Over the past few years, TU and partners have built dozens of artificial beaver dams, reconnected historic channels and floodplains, improved riparian fencing and improved irrigation diversions to provide better fish passage.  

Beaver dam analogs (BDAs) – which are essentially man-made beaver dams – are porous walls of sticks, logs and leaves that slow the flow of water in one part of the stream and retain much of this flow behind the “dam,” allowing some of this backed-up water to seep into the floodplain.  

Wyoming Conservation Corps installing a beaver dam analog

This beaver-like engineering helps prevent channels from incising into themselves and away from the natural floodplain. 

“Our goal with the beaver dam analogs is to essentially make the areas adjacent to the creeks act like giant sponges,” said Walrath. “It allows for colder, cleaner water to continue to flow in the hottest months of the year, benefitting all water users – ranchers, recreationalists, anglers and wildlife.” 

These efforts’ success is already apparent with colonies of beavers now maintaining and even improving upon the first set of BDAs built years ago. Working in unison, the collective efforts of mammals have allowed the stream bed to rise as much as four feet in some areas, vastly improving stream bank vegetation for wildlife and righting decades of degradation. 

“The creeks had almost carved small canyons in areas around Sage Creek because of the ebbing and flowing of the reservoir below,” said Walrath. “We needed more hands to make this restoration work possible and have worked closely with the Wyoming Conservation Corps and our new TU Expedition volunteers to install BDAs downstream.”  

Some natural dams stretch upwards of 75 yards in these watersheds

Braving rattlesnakes for good

During the week, a mix of college-aged students from the Wyoming Conservation Corps and high school students from the first ever TU Expedition braved high winds and rattlesnakes to help build 50 BDAs along Sage Creek. The watershed now boasts more than 100 of these structures.  

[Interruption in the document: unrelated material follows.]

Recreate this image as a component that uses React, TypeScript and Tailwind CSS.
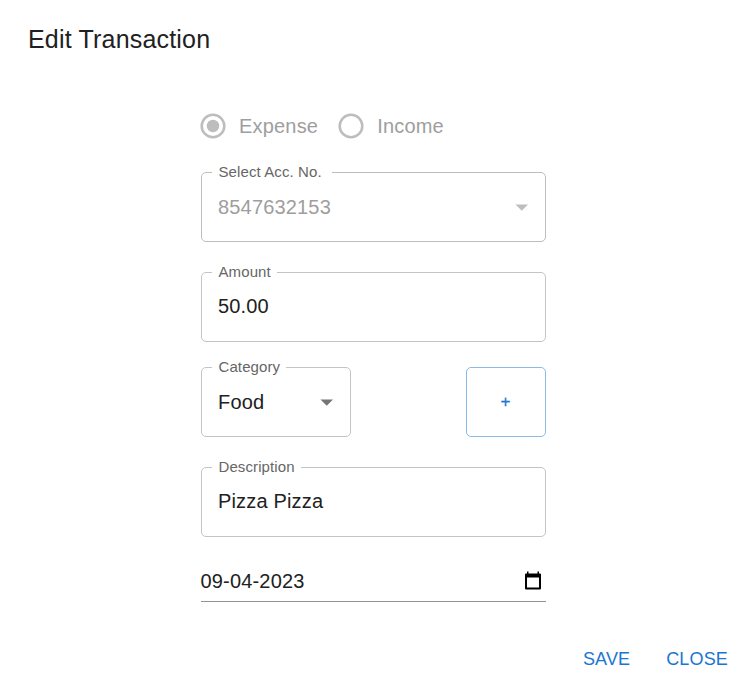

“The Partners for Fish and Wildlife Program has been excited to collaborate with the private landowners, TU, the Conservation Corps and volunteers in recent years on Trout Creek,” said Dave Kimble of the U.S. Fish and Wildlife Service Partners for Fish and Wildlife Program. “Not only have the projects benefitted instream trout habitat, but they are restoring and protecting the ‘green zone’ that is important for so many species in the sagebrush ecosystem. The Bipartisan Infrastructure Law has enabled the Fish and Wildlife Service to increase funding for crews building these types of projects in recent years, and this is a prime example.”

Funded through a grant by the BLM, TU Expeditions is teaching young people about conservation work. While on these 10-day trips, students from around the country engage in hands-on volunteer work, host community events around conservation and education, and, of course, fish.  

“Given the diversity of terrain and history of the area, Wyoming was the natural place to host TU’s first ever Expedition,” said Walrath. “The muscle provided by the Expedition students and the Wyoming Conservation Corps have no doubt made a positive impact on this landscape for years to come.” 

More good work to come

Thanks to a track record of success of the restoration so far with this project, the Bureau of Reclamation also announced $1.5 million in funding to continue this project work downstream through the Bipartisan Infrastructure Law in late 2023. These funds will restore 453 acres of valley floor habitat, improve water retention and habitat in 5.6 miles of Sage Creek, reduce erosion and protect almost 50 miles of native cutthroat trout habitat from invasive trout in the Flaming Gorge Reservoir downstream. 

Completed beaver dam analog

“It’s great to see such interest and cooperation from the local population, the State of Wyoming, and federal agencies in restoring this area,” said Walrath, who lives in Green River. “We all know how important the Flaming Gorge landscape is to our way of life, so we’re looking forward to working with the Bureau of Reclamation to start on the next phase of this project.” 

After more than a week of work in Wyoming’s deserts, the Wyoming Conservation Corps and TU Expedition members have proved to be more than up to the task and can’t wait to explore more of the Cowboy State in the future.